We set out below our tax principles as they relate to the Group’s financial year ended 31 December 2018. We believe these principles are based on good corporate practice in the area of tax management and tax transparency, balancing the interests of our stakeholders. These principles comply with our duty under Section 16(2) Schedule 19 of the Finance Act 2016.
The tax principles set out our tax governance framework and our perspective on tax risk. Adherence to the governance framework helps to protect JLT against the impact that taxation risk may have on the Group’s future value creation.
1. The JLT Group will comply with its tax obligations (including making all appropriate returns and payments) worldwide and will only engage in tax planning that is aligned with the commercial and economic activity of the Group.
2. The Group will follow the terms of relevant Double Taxation Treaties and corresponding guidelines (eg the OECD) for international tax matters.
3. The Group will maintain an open and transparent relationship with HMRC, raising issues on a real time basis through regular face to face meetings and telephone calls. The Group also works with trade bodies such as LIIBA in the UK when engaging with tax authorities to help develop their expertise and understanding of our industry.
4. The Group will utilise tax incentives or opportunities for obtaining tax efficiencies where these:
- Do not carry significant reputational risk or significant risk of damaging the Group’s relationship with the fiscal authorities in the key jurisdictions in which the Group operates;
- Are aligned with the intended policy objectives of the Governments which introduced the incentives; and
- Are aligned with business or operational objectives of the Group.
5. The Group will not use artificial or aggressive structures that are intended for tax avoidance, have no commercial substance and do not meet the spirit of local or international law.
6. The Group will not use tax havens for the purposes of tax avoidance.
7. The Group will consider tax as part of every major business decision.
8. The Group will manage tax risk in such a way as to ensure that key risk areas are monitored and material risks minimised. This includes Board oversight.
Accountability and Governance
The Group ensures that, as a business, it has mechanisms in place to adhere to the above principles and provide both relevant training and opportunities for employees to raise any issues of concern on a confidential basis and in accordance with the Group’s wider governance practices.
The Board receives reports on the Group’s tax strategy and also regular updates on tax regulation and key tax challenges faced by the Group.
Written reporting on key tax matters is provided to the Group Executive Committee monthly.
The JLT Group Tax team forms part of the Finance function and the Group Head of Tax reports directly to the Group Chief Financial Officer. A full time Group Tax team consists of specialists across a range of tax disciplines and frameworks, and is augmented periodically by external advisors on material transactions.
The Group Tax function actively fosters open dialogue with its internal stakeholders to ensure that the taxation implications of business decisions are fully evaluated, understood and implemented. This helps to mitigate the risk to the Group across a broad range of taxation matters.
Managing Tax Risk
As a business operating across over 40 jurisdictions the Group is subject to tax in these countries. The tax legislation applicable in these countries differs and is often complex and subject to interpretation. Recent developments in international taxation have increased the likelihood of changes to tax systems in these countries, which creates uncertainty for the Group.
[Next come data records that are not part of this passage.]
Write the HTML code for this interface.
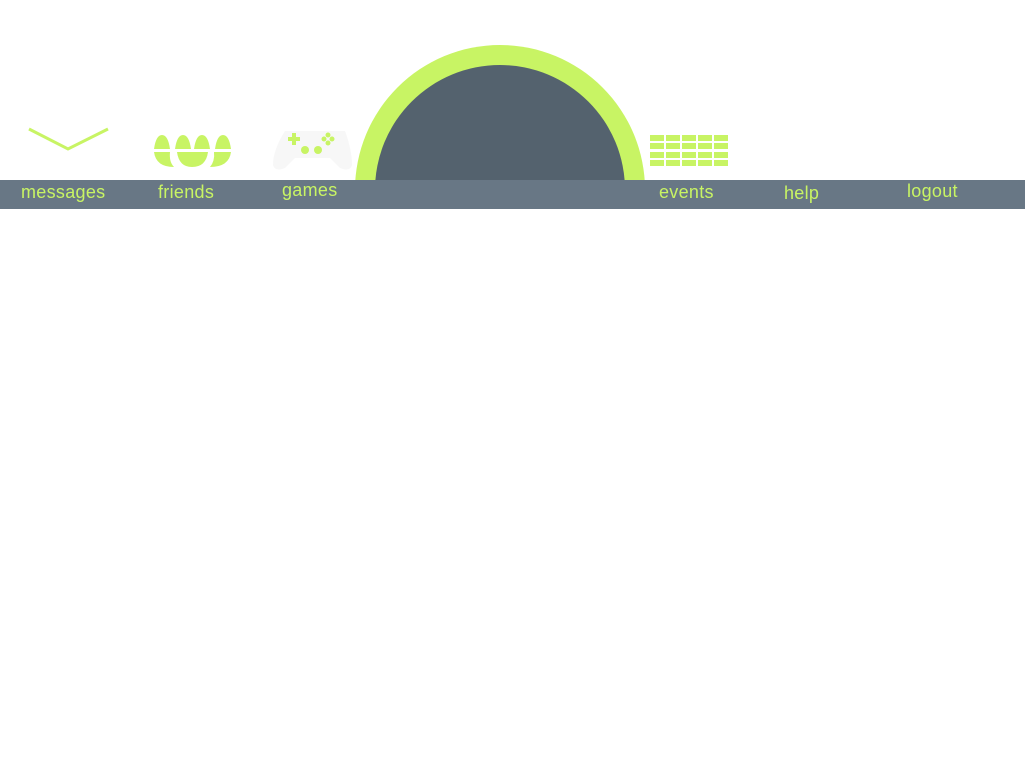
<!DOCTYPE html>
<html><head><style>
body{margin:0;width:1025px;height:768px;background:#fff;position:relative;overflow:hidden;font-family:"Liberation Sans",sans-serif}
.bar{position:absolute;left:0;top:180px;width:1025px;height:29px;background:#687785}
.t{position:absolute;color:#c8f464;font-size:18px;top:182px;letter-spacing:0.3px}
</style></head><body>
<svg width="1025" height="180" style="position:absolute;left:0;top:0">
<circle cx="500" cy="190" r="145" fill="#c8f464"/>
<circle cx="500" cy="190" r="125" fill="#54626e"/>
<polyline points="29,129 68,149 108,129" fill="none" stroke="#c8f464" stroke-width="3"/>
<g fill="#c8f464">
<path d="M154 149 Q156 135 162 135 Q168 135 170 149Z"/>
<path d="M175 149 Q177 135 183 135 Q189 135 191 149Z"/>
<path d="M194 149 Q196 135 202 135 Q208 135 210 149Z"/>
<path d="M215 149 Q217 135 223 135 Q229 135 231 149Z"/>
<path d="M154 152 H170 Q169 162 174 167 Q156 167 154 152Z"/>
<path d="M177 152 H208 Q206 167 192 167 Q179 167 177 152Z"/>
<path d="M214 152 H231 Q229 167 210 167 Q215 161 214 152Z"/>
</g>
<path d="M285 131 H345 Q352 150 352 165 Q350 172 340 168 L330 158 H295 L285 168 Q275 172 273 165 Q273 150 285 131Z" fill="#f7f7f7"/>
<g fill="#c8f464">
<rect x="288" y="137" width="12" height="4"/><rect x="292" y="133" width="4" height="12"/>
<circle cx="305" cy="150" r="4"/><circle cx="318" cy="150" r="4"/>
<circle cx="328" cy="135" r="2.5"/><circle cx="324" cy="139" r="2.5"/><circle cx="332" cy="139" r="2.5"/><circle cx="328" cy="143" r="2.5"/>
</g>
<g fill="#c8f464">
<rect x="650" y="135" width="14" height="6"/><rect x="666" y="135" width="14" height="6"/><rect x="682" y="135" width="14" height="6"/><rect x="698" y="135" width="14" height="6"/><rect x="714" y="135" width="14" height="6"/>
<rect x="650" y="143" width="14" height="6"/><rect x="666" y="143" width="14" height="6"/><rect x="682" y="143" width="14" height="6"/><rect x="698" y="143" width="14" height="6"/><rect x="714" y="143" width="14" height="6"/>
<rect x="650" y="152" width="14" height="6"/><rect x="666" y="152" width="14" height="6"/><rect x="682" y="152" width="14" height="6"/><rect x="698" y="152" width="14" height="6"/><rect x="714" y="152" width="14" height="6"/>
<rect x="650" y="160" width="14" height="6"/><rect x="666" y="160" width="14" height="6"/><rect x="682" y="160" width="14" height="6"/><rect x="698" y="160" width="14" height="6"/><rect x="714" y="160" width="14" height="6"/>
</g>
</svg>
<div class="bar"></div>
<div class="t" style="left:21px">messages</div>
<div class="t" style="left:158px">friends</div>
<div class="t" style="left:282px;top:180px">games</div>
<div class="t" style="left:659px">events</div>
<div class="t" style="left:784px;top:183px">help</div>
<div class="t" style="left:907px;top:181px">logout</div>
</body></html>
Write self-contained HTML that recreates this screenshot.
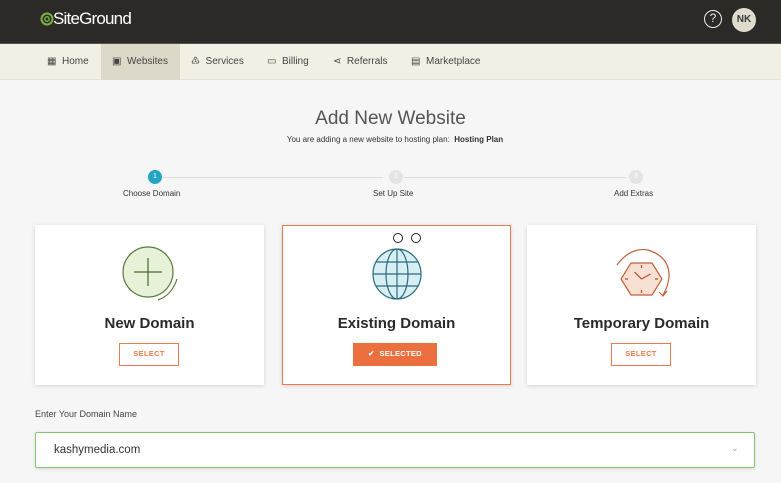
<!DOCTYPE html>
<html><head><meta charset="utf-8"><style>
*{margin:0;padding:0;box-sizing:border-box}
body{width:781px;height:483px;overflow:hidden;background:#f6f6f6;font-family:"Liberation Sans",sans-serif;position:relative;color:#333}
.hdr{position:absolute;left:0;top:0;width:781px;height:43px;background:#2b2a27}
.nav{position:absolute;left:0;top:43px;width:781px;height:37px;background:#f2f0e4;border-top:1px solid #555;border-bottom:1px solid #e6e4d8}
.nav .it{position:absolute;top:0;height:36px;line-height:35px;font-size:10px;color:#444}
.act{position:absolute;left:101px;top:0;width:79px;height:36px;background:#dcd9c8}
.abs{position:absolute}
.card{position:absolute;top:225px;width:229px;height:160px;background:#fff;box-shadow:0 1px 4px rgba(0,0,0,.15)}
.card h3{position:absolute;top:90px;width:100%;text-align:center;font-size:15px;font-weight:bold;color:#2a2a2a}
.btn{position:absolute;top:118px;height:23px;border:1.5px solid #ec7a4f;color:#ec7a4f;font-size:7.5px;font-weight:bold;text-align:center;line-height:20px;letter-spacing:.3px}
.card svg{position:absolute;top:20px;left:50%;margin-left:-30px}
</style></head><body>
<div class="hdr">
<svg class="abs" style="left:40px;top:10px" width="14" height="18" viewBox="0 0 14 18"><circle cx="7" cy="9" r="5.5" fill="none" stroke="#7cb342" stroke-width="2"/><circle cx="7" cy="9" r="2.2" fill="none" stroke="#7cb342" stroke-width="1.5"/></svg>
<div class="abs" style="left:53px;top:9px;color:#fff;font-size:17px;letter-spacing:-.8px;font-weight:300">SiteGround</div>
<div class="abs" style="left:704px;top:10px;width:18px;height:18px;border:1.5px solid #eee;border-radius:50%;color:#eee;font-size:12px;text-align:center;line-height:15px">?</div>
<div class="abs" style="left:732px;top:8px;width:24px;height:24px;border-radius:50%;background:#e0dccd;color:#3a3a3a;font-size:10px;font-weight:bold;text-align:center;line-height:24px">NK</div>
</div>
<div class="nav">
<div class="act"></div>
<div class="it" style="left:47px">▦&nbsp; Home</div>
<div class="it" style="left:112px">▣&nbsp; Websites</div>
<div class="it" style="left:191px">♳&nbsp; Services</div>
<div class="it" style="left:267px">▭&nbsp; Billing</div>
<div class="it" style="left:333px">⋖&nbsp; Referrals</div>
<div class="it" style="left:411px">▤&nbsp; Marketplace</div>
</div>
<div class="abs" style="left:0;top:108px;width:781px;text-align:center;font-size:19px;color:#555;font-weight:300">Add New Website</div>
<div class="abs" style="left:0;top:135px;width:790px;text-align:center;font-size:8px;color:#333">You are adding a new website to hosting plan:&nbsp; <b>Hosting Plan</b></div>
<div class="abs" style="left:163px;top:177px;width:220px;height:1px;background:#ddd"></div>
<div class="abs" style="left:404px;top:177px;width:222px;height:1px;background:#ddd"></div>
<div class="abs" style="left:148px;top:170px;width:14px;height:14px;border-radius:50%;background:#23a6c4;color:#fff;font-size:7px;text-align:center;line-height:14px">1</div>
<div class="abs" style="left:389px;top:170px;width:14px;height:14px;border-radius:50%;background:#e4e4e4;color:#fff;font-size:7px;text-align:center;line-height:14px">2</div>
<div class="abs" style="left:629px;top:170px;width:14px;height:14px;border-radius:50%;background:#e4e4e4;color:#fff;font-size:7px;text-align:center;line-height:14px">3</div>
<div class="abs" style="left:123px;top:189px;font-size:8px">Choose Domain</div>
<div class="abs" style="left:373px;top:189px;font-size:8px">Set Up Site</div>
<div class="abs" style="left:614px;top:189px;font-size:8px">Add Extras</div>

<div class="card" style="left:35px">
<svg width="66" height="66" viewBox="0 0 66 66"><circle cx="28" cy="27" r="25" fill="#e8f2d8" stroke="#5a7a3a" stroke-width="1.2"/><path d="M28 13v28M14 27h28" stroke="#4a6a2a" stroke-width="1.2"/><path d="M57 34 Q52 50 38 55" fill="none" stroke="#5a7a3a" stroke-width="1.2"/></svg>
<h3>New Domain</h3>
<div class="btn" style="left:84px;width:60px">SELECT</div>
</div>
<div class="card" style="left:282px;border:1.5px solid #ec7a4f">
<svg width="60" height="60" viewBox="0 0 60 60" style="top:21px"><ellipse cx="30" cy="27" rx="24" ry="25" fill="#d6eef4" stroke="#2c6c7c" stroke-width="1.2"/><ellipse cx="30" cy="27" rx="11" ry="25" fill="none" stroke="#2c6c7c" stroke-width="1.2"/><path d="M30 2v50M9 15h42M6 27h48M9 39h42" stroke="#2c6c7c" stroke-width="1.2"/></svg>
<div class="abs" style="left:110px;top:7px;width:10px;height:10px;border:1px solid #222;border-radius:50%"></div>
<div class="abs" style="left:128px;top:7px;width:10px;height:10px;border:1px solid #222;border-radius:50%"></div>
<h3 style="top:89px">Existing Domain</h3>
<div class="btn" style="left:70px;top:117px;width:84px;background:#ec6f3f;color:#fff;border-color:#ec6f3f">✔ &nbsp;SELECTED</div>
</div>
<div class="card" style="left:527px">
<svg width="62" height="62" viewBox="0 0 62 62"><path d="M19 18h21l10 16-10 16H19L9 34z" fill="#f9e0d4" stroke="#c0603a" stroke-width="1.2"/><path d="M29.5 34l-7-7M29.5 34l9-5M29.5 20v3M29.5 48v-3M13 34h3M46 34h-3" stroke="#b05030" stroke-width="1.2"/><path d="M5 20 Q18 2 36 5 Q58 12 57 32 Q56 42 51 50" fill="none" stroke="#c0603a" stroke-width="1.2"/><path d="M47 47l4 4 4-5" fill="none" stroke="#c0603a" stroke-width="1.2"/></svg>
<h3>Temporary Domain</h3>
<div class="btn" style="left:84px;width:60px">SELECT</div>
</div>

<div class="abs" style="left:35px;top:409px;font-size:9px;color:#444">Enter Your Domain Name</div>
<div class="abs" style="left:35px;top:432px;width:720px;height:36px;background:#fff;border:1px solid #8bc572;border-radius:2px;box-shadow:0 1px 3px rgba(0,0,0,.12)">
<div class="abs" style="left:18px;top:11px;font-size:11.5px;color:#333">kashymedia.com</div>
<div class="abs" style="left:695px;top:10px;font-size:9px;color:#999">⌄</div>
</div>
</body></html>
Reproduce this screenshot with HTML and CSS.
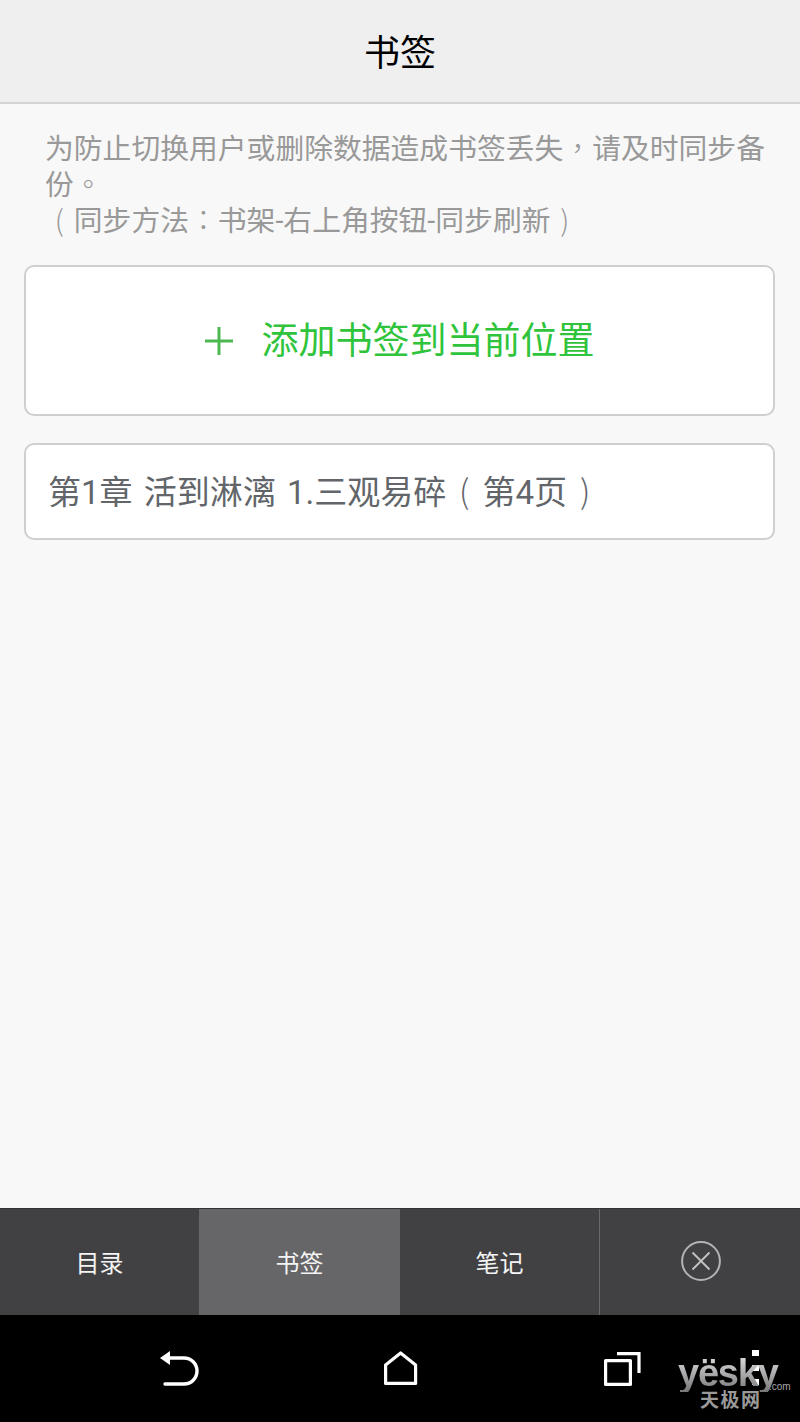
FILE: index.html
```html
<!DOCTYPE html>
<html lang="zh">
<head>
    <meta charset="UTF-8">
    <title>书签</title>
    <link rel="stylesheet" href="styles.css">
</head>
<body>
    <div class="screen">
        <div class="header">书签</div>

        <div class="content">
            <div class="tip">
                <div>为防止切换用户或删除数据造成书签丢失<span class="pn">，</span>请及时同步备</div>
                <div>份<span class="pn">。</span></div>
                <div><span class="pn">(</span>同步方法<span class="pn">：</span>书架-右上角按钮-同步刷新<span class="pn">)</span></div>
            </div>

            <div class="card add-card">
                <svg class="plus" width="28" height="28" viewBox="0 0 28 28">
                    <path d="M0 14 H28 M14 0 V28" stroke="#4cb84f" stroke-width="3"/>
                </svg>
                <span>添加书签到当前位置</span>
            </div>

            <div class="card mark-card"><span>第1章 活到淋漓 1.三观易碎<span class="pn">(</span>第4页<span class="pn">)</span></span></div>
        </div>

        <div class="tabs">
            <div class="tab">目录</div>
            <div class="tab active">书签</div>
            <div class="tab">笔记</div>
            <div class="tab close">
                <svg width="40" height="40" viewBox="0 0 40 40">
                    <circle cx="20" cy="20" r="18.9" fill="none" stroke="#b4b4b4" stroke-width="2"/>
                    <path d="M11.5 11.5 L28.5 28.5 M28.5 11.5 L11.5 28.5" stroke="#c4c4c4" stroke-width="1.8"/>
                </svg>
            </div>
        </div>

        <div class="navbar">
            <svg class="nav-icon back" width="42" height="36" viewBox="0 0 42 36">
                <path d="M11 7 H25 A13 13 0 0 1 25 33 H6" fill="none" stroke="#fff" stroke-width="3.4" stroke-linecap="round"/>
                <path d="M1 7 L11 0 V14 Z" fill="#fff"/>
            </svg>
            <svg class="nav-icon home" width="36" height="36" viewBox="0 0 36 36">
                <path d="M2.6 32.4 V14 L17.6 2 L32.6 14 V32.4 Z" fill="none" stroke="#fff" stroke-width="3.2" stroke-linejoin="round"/>
            </svg>
            <svg class="nav-icon recent" width="38" height="36" viewBox="0 0 38 36">
                <rect x="1.6" y="9.6" width="24.8" height="23.8" fill="none" stroke="#fff" stroke-width="3.2" stroke-linejoin="round"/>
                <path d="M13 2.6 H35 V22" fill="none" stroke="#fff" stroke-width="3.2"/>
            </svg>
            <div class="menu-dots">
                <i></i><i></i><i></i>
            </div>
            <div class="watermark">
                <div class="wm-logo">yësky</div>
                <div class="wm-com">.com</div>
                <div class="wm-cn">天极网</div>
            </div>
        </div>
    </div>
</body>
</html>
```

FILE: styles.css
```css
* {
    box-sizing: border-box;
}

body {
    margin: 0;
    font-family: "Roboto", "Noto Sans CJK SC", sans-serif;
    background-color: #f8f8f8;
}

.screen {
    width: 800px;
    height: 1422px;
    display: flex;
    flex-direction: column;
}

.header {
    height: 104px;
    padding-bottom: 3px;
    background-color: #efefef;
    border-bottom: 2px solid #d4d4d4;
    display: flex;
    align-items: center;
    justify-content: center;
    font-size: 36px;
    color: #000;
}

.content {
    flex: 1;
    padding: 27px 25px 0 24px;
}

.tip {
    margin: 0 0 26px;
    padding: 0 0 0 21px;
    font-size: 28.8px;
    line-height: 36px;
    color: #999;
}

/* punctuation sits centered in its cell on this device */
.pn {
    display: inline-block;
    width: 1em;
    line-height: 1;
    text-align: center;
    font-family: "Noto Sans CJK TC", sans-serif;
    font-weight: 300;
}

.card {
    background-color: #fff;
    border: 2px solid #cfcfcf;
    border-radius: 10px;
    display: flex;
    align-items: center;
}

.add-card {
    height: 151px;
    justify-content: center;
    gap: 29px;
    padding-bottom: 5px;
    font-size: 37px;
    color: #2fc43c;
    margin-bottom: 27px;
}

.plus {
    margin-top: 6px;
}

.mark-card {
    height: 97px;
    padding: 0 0 4px 22px;
    font-size: 33px;
    word-spacing: 3px;
    color: #62666a;
}

.mark-card .pn {
    width: 1.1em;
}

.tabs {
    height: 107px;
    display: grid;
    grid-template-columns: 199px 201px 199px 201px;
    background-color: #414042;
    border-top: 1px solid #333;
}

.tab {
    display: flex;
    align-items: center;
    justify-content: center;
    padding-bottom: 2px;
    font-size: 24px;
    color: #f4f4f4;
}

.tab.active {
    background-color: #666567;
}

.tab.close {
    border-left: 1px solid #6a6a6a;
    padding-left: 2px;
}

.navbar {
    height: 107px;
    background-color: #000;
    position: relative;
}

.nav-icon {
    position: absolute;
}

.back {
    left: 159px;
    top: 36px;
}

.home {
    left: 383px;
    top: 36px;
}

.recent {
    left: 604px;
    top: 36px;
}

.menu-dots i {
    position: absolute;
    left: 752px;
    width: 7px;
    height: 6px;
    background-color: #fff;
}

.menu-dots i:nth-child(1) {
    top: 35px;
}

.menu-dots i:nth-child(2) {
    top: 50px;
}

.menu-dots i:nth-child(3) {
    top: 64px;
}

.watermark {
    position: absolute;
    left: 678px;
    top: 39px;
    width: 112px;
    height: 56px;
}

.wm-logo {
    font-family: "Liberation Sans", sans-serif;
    font-size: 38px;
    font-weight: bold;
    letter-spacing: -1.2px;
    line-height: 38px;
    white-space: nowrap;
    background: linear-gradient(#e2e2e4, #77777a);
    -webkit-background-clip: text;
    background-clip: text;
    color: transparent;
}

.wm-com {
    position: absolute;
    left: 91px;
    top: 27px;
    font-family: "Liberation Sans", sans-serif;
    font-size: 10px;
    line-height: 12px;
    color: #a8a8aa;
}

.wm-cn {
    padding-left: 22px;
    font-size: 19px;
    line-height: 18px;
    letter-spacing: 1.5px;
    font-weight: bold;
    color: #9a9a9b;
}
```
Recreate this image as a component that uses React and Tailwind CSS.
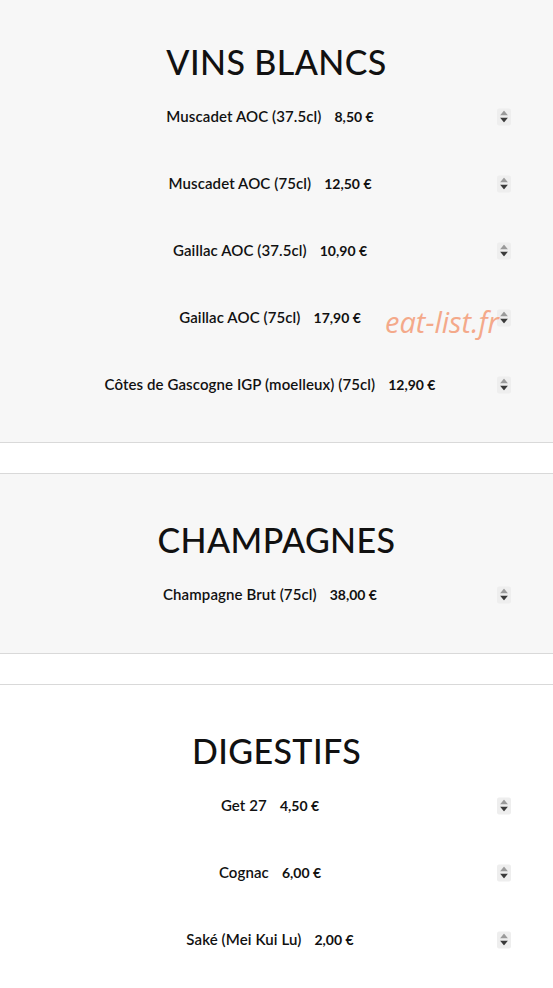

The risks are managed through bi-annual collection of data on all the Group’s corporate income tax exposures and provisions and confirmation that all tax positions are in compliance with the Group’s Tax Principles. The Group Tax function also maintains regular communication with the Group’s overseas businesses to ensure continued compliance with tax obligations. This is achieved, in part, through the use of tax compliance calendars both in the UK and overseas through which the Group centrally monitors the filing of all tax returns and related tax payments.
Throughout the 2018 financial year, the Group has continued to acquire other companies whose service offerings complement those of JLT. Extensive due diligence is undertaken on potential targets to ensure that their taxation compliance history is robust and in accordance with the Group’s own approach to taxation.
Tax Risk Framework
||Transactions and behaviours are not in line with Group Tax Principles
Annual compliance confirmation.
Review of all material transactions by the Group Tax function.
|Governance and Organisation
||Lack of organisational structure to implement tax strategy
||The Group Tax function regularly reviews the Group’s organisational structure.
||Insufficient tax training
||Regular training sessions for Group Tax and Finance functions and personal development plans.
|Compliance and Documentation
||Failure to comply with statutory tax obligations
||Compliance tracking tool and annual compliance checklists.
|Reporting and Risk Management
||Tax positions not accurately reflected in reporting
||Tool used to collect direct tax exposures and provisions, which are reviewed and approved by the Group Tax function.